### Data rows ###

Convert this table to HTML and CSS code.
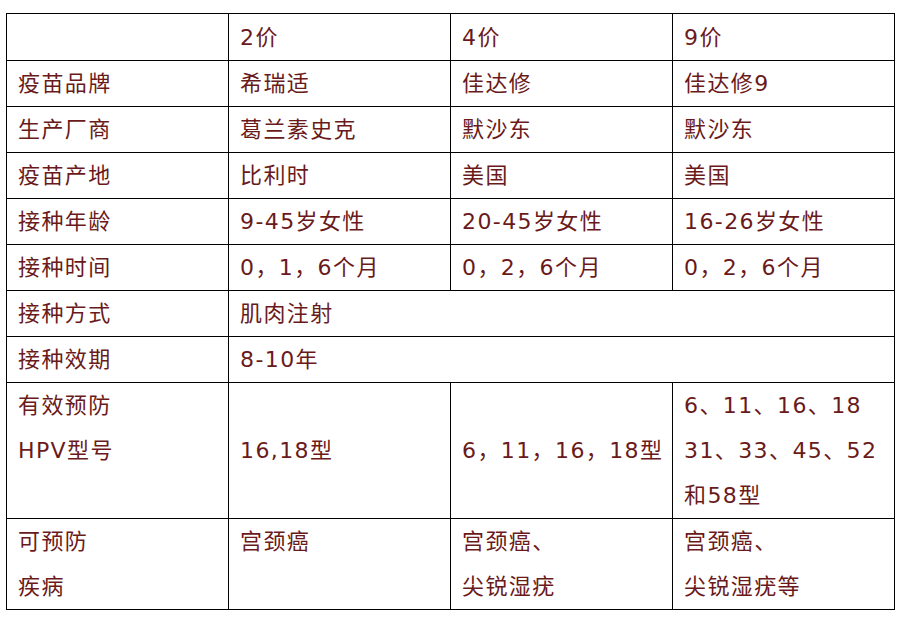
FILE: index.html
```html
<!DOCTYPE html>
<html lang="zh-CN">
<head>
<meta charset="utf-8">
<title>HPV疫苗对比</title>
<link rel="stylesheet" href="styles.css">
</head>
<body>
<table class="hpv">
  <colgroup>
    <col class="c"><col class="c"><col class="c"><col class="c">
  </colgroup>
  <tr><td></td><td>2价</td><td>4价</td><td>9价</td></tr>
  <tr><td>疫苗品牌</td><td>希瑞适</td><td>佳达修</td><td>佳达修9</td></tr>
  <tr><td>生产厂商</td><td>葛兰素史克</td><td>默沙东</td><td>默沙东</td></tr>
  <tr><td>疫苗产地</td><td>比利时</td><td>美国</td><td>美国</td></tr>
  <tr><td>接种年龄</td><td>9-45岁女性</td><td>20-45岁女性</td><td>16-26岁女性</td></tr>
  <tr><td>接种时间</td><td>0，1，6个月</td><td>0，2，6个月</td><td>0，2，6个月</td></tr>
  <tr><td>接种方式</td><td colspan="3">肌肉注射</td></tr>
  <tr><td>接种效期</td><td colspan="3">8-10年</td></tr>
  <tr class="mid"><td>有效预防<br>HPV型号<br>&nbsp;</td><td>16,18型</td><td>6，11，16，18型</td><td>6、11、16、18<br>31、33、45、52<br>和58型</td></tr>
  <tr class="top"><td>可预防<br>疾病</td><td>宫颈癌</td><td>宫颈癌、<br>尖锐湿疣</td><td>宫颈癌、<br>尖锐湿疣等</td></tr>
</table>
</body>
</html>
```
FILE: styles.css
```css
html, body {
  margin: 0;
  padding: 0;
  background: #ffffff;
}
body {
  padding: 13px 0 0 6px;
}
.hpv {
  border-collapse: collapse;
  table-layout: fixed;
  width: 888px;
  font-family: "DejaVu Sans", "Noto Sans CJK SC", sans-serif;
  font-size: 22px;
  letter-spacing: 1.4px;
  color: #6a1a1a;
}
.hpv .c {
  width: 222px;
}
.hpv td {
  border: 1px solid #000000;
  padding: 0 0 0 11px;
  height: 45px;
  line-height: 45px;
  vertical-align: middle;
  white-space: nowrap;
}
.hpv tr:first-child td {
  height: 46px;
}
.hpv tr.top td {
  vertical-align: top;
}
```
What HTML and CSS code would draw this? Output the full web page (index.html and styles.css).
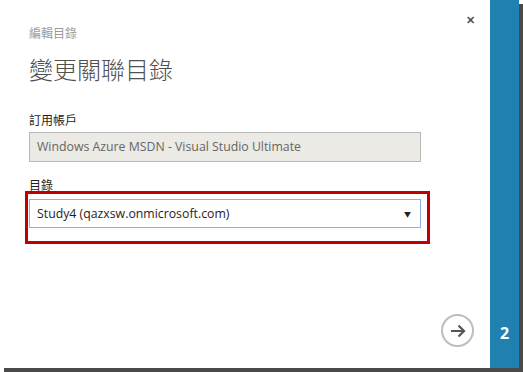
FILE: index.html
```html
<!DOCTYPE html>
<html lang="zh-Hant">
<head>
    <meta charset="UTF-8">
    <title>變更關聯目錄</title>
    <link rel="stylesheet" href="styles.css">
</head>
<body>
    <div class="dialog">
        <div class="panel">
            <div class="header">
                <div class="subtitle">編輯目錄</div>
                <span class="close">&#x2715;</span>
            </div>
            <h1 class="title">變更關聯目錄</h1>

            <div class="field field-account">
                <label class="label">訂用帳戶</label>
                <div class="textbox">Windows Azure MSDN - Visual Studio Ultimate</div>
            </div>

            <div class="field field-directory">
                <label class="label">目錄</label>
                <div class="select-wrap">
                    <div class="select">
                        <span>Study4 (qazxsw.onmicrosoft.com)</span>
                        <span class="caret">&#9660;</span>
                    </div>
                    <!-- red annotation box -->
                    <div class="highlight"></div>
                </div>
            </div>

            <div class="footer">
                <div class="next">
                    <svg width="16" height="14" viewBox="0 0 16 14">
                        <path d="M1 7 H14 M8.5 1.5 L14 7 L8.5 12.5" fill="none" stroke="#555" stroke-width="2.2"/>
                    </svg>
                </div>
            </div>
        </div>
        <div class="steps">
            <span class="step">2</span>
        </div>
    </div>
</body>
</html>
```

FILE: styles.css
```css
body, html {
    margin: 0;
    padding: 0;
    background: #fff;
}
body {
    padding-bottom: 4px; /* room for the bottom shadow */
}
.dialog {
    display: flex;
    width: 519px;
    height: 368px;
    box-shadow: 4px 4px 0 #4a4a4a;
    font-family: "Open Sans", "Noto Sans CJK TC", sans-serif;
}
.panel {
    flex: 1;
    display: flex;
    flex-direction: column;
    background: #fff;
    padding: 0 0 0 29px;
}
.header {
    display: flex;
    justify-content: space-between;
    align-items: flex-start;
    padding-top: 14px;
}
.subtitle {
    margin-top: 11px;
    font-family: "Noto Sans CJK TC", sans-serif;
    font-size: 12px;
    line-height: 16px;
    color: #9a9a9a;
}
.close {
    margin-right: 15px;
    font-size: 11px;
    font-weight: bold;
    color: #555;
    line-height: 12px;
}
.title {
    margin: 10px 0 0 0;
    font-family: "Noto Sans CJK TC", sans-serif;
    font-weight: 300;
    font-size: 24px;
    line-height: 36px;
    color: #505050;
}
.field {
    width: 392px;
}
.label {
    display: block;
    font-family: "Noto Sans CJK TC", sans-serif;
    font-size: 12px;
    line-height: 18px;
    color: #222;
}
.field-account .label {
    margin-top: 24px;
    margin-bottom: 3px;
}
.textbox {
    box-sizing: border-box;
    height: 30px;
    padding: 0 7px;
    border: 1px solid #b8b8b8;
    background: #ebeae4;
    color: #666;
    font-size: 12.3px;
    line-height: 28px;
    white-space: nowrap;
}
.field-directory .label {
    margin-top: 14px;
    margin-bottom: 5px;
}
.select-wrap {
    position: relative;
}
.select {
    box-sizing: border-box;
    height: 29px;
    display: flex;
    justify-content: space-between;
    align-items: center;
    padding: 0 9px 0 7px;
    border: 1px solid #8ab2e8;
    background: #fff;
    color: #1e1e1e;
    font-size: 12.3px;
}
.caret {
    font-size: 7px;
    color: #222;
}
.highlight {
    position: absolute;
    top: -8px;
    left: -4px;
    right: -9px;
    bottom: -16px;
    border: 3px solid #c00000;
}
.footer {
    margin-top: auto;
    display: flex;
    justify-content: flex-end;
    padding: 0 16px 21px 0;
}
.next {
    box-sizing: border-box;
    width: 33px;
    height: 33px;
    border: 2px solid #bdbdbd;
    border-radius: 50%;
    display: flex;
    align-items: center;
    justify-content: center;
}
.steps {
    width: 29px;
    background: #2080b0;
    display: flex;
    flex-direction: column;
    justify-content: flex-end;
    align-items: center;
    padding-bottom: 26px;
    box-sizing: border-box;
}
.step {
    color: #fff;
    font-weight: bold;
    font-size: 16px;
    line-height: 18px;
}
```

###

Aim of the exercise:
Every record above should be written out again exactly; the pictures stay out of the copy.

Task output:
Convert this table to HTML and CSS code.
FILE: index.html
```html
<!DOCTYPE html>
<html lang="zh-CN">
<head>
<meta charset="utf-8">
<title>HPV疫苗对比</title>
<link rel="stylesheet" href="styles.css">
</head>
<body>
<table class="hpv">
  <colgroup>
    <col class="c"><col class="c"><col class="c"><col class="c">
  </colgroup>
  <tr><td></td><td>2价</td><td>4价</td><td>9价</td></tr>
  <tr><td>疫苗品牌</td><td>希瑞适</td><td>佳达修</td><td>佳达修9</td></tr>
  <tr><td>生产厂商</td><td>葛兰素史克</td><td>默沙东</td><td>默沙东</td></tr>
  <tr><td>疫苗产地</td><td>比利时</td><td>美国</td><td>美国</td></tr>
  <tr><td>接种年龄</td><td>9-45岁女性</td><td>20-45岁女性</td><td>16-26岁女性</td></tr>
  <tr><td>接种时间</td><td>0，1，6个月</td><td>0，2，6个月</td><td>0，2，6个月</td></tr>
  <tr><td>接种方式</td><td colspan="3">肌肉注射</td></tr>
  <tr><td>接种效期</td><td colspan="3">8-10年</td></tr>
  <tr class="mid"><td>有效预防<br>HPV型号<br>&nbsp;</td><td>16,18型</td><td>6，11，16，18型</td><td>6、11、16、18<br>31、33、45、52<br>和58型</td></tr>
  <tr class="top"><td>可预防<br>疾病</td><td>宫颈癌</td><td>宫颈癌、<br>尖锐湿疣</td><td>宫颈癌、<br>尖锐湿疣等</td></tr>
</table>
</body>
</html>
```
FILE: styles.css
```css
html, body {
  margin: 0;
  padding: 0;
  background: #ffffff;
}
body {
  padding: 13px 0 0 6px;
}
.hpv {
  border-collapse: collapse;
  table-layout: fixed;
  width: 888px;
  font-family: "DejaVu Sans", "Noto Sans CJK SC", sans-serif;
  font-size: 22px;
  letter-spacing: 1.4px;
  color: #6a1a1a;
}
.hpv .c {
  width: 222px;
}
.hpv td {
  border: 1px solid #000000;
  padding: 0 0 0 11px;
  height: 45px;
  line-height: 45px;
  vertical-align: middle;
  white-space: nowrap;
}
.hpv tr:first-child td {
  height: 46px;
}
.hpv tr.top td {
  vertical-align: top;
}
```
What HTML and CSS code would draw this? Output the full web page (index.html and styles.css).
FILE: index.html
```html
<!DOCTYPE html>
<html lang="zh-Hant">
<head>
    <meta charset="UTF-8">
    <title>變更關聯目錄</title>
    <link rel="stylesheet" href="styles.css">
</head>
<body>
    <div class="dialog">
        <div class="panel">
            <div class="header">
                <div class="subtitle">編輯目錄</div>
                <span class="close">&#x2715;</span>
            </div>
            <h1 class="title">變更關聯目錄</h1>

            <div class="field field-account">
                <label class="label">訂用帳戶</label>
                <div class="textbox">Windows Azure MSDN - Visual Studio Ultimate</div>
            </div>

            <div class="field field-directory">
                <label class="label">目錄</label>
                <div class="select-wrap">
                    <div class="select">
                        <span>Study4 (qazxsw.onmicrosoft.com)</span>
                        <span class="caret">&#9660;</span>
                    </div>
                    <!-- red annotation box -->
                    <div class="highlight"></div>
                </div>
            </div>

            <div class="footer">
                <div class="next">
                    <svg width="16" height="14" viewBox="0 0 16 14">
                        <path d="M1 7 H14 M8.5 1.5 L14 7 L8.5 12.5" fill="none" stroke="#555" stroke-width="2.2"/>
                    </svg>
                </div>
            </div>
        </div>
        <div class="steps">
            <span class="step">2</span>
        </div>
    </div>
</body>
</html>
```

FILE: styles.css
```css
body, html {
    margin: 0;
    padding: 0;
    background: #fff;
}
body {
    padding-bottom: 4px; /* room for the bottom shadow */
}
.dialog {
    display: flex;
    width: 519px;
    height: 368px;
    box-shadow: 4px 4px 0 #4a4a4a;
    font-family: "Open Sans", "Noto Sans CJK TC", sans-serif;
}
.panel {
    flex: 1;
    display: flex;
    flex-direction: column;
    background: #fff;
    padding: 0 0 0 29px;
}
.header {
    display: flex;
    justify-content: space-between;
    align-items: flex-start;
    padding-top: 14px;
}
.subtitle {
    margin-top: 11px;
    font-family: "Noto Sans CJK TC", sans-serif;
    font-size: 12px;
    line-height: 16px;
    color: #9a9a9a;
}
.close {
    margin-right: 15px;
    font-size: 11px;
    font-weight: bold;
    color: #555;
    line-height: 12px;
}
.title {
    margin: 10px 0 0 0;
    font-family: "Noto Sans CJK TC", sans-serif;
    font-weight: 300;
    font-size: 24px;
    line-height: 36px;
    color: #505050;
}
.field {
    width: 392px;
}
.label {
    display: block;
    font-family: "Noto Sans CJK TC", sans-serif;
    font-size: 12px;
    line-height: 18px;
    color: #222;
}
.field-account .label {
    margin-top: 24px;
    margin-bottom: 3px;
}
.textbox {
    box-sizing: border-box;
    height: 30px;
    padding: 0 7px;
    border: 1px solid #b8b8b8;
    background: #ebeae4;
    color: #666;
    font-size: 12.3px;
    line-height: 28px;
    white-space: nowrap;
}
.field-directory .label {
    margin-top: 14px;
    margin-bottom: 5px;
}
.select-wrap {
    position: relative;
}
.select {
    box-sizing: border-box;
    height: 29px;
    display: flex;
    justify-content: space-between;
    align-items: center;
    padding: 0 9px 0 7px;
    border: 1px solid #8ab2e8;
    background: #fff;
    color: #1e1e1e;
    font-size: 12.3px;
}
.caret {
    font-size: 7px;
    color: #222;
}
.highlight {
    position: absolute;
    top: -8px;
    left: -4px;
    right: -9px;
    bottom: -16px;
    border: 3px solid #c00000;
}
.footer {
    margin-top: auto;
    display: flex;
    justify-content: flex-end;
    padding: 0 16px 21px 0;
}
.next {
    box-sizing: border-box;
    width: 33px;
    height: 33px;
    border: 2px solid #bdbdbd;
    border-radius: 50%;
    display: flex;
    align-items: center;
    justify-content: center;
}
.steps {
    width: 29px;
    background: #2080b0;
    display: flex;
    flex-direction: column;
    justify-content: flex-end;
    align-items: center;
    padding-bottom: 26px;
    box-sizing: border-box;
}
.step {
    color: #fff;
    font-weight: bold;
    font-size: 16px;
    line-height: 18px;
}
```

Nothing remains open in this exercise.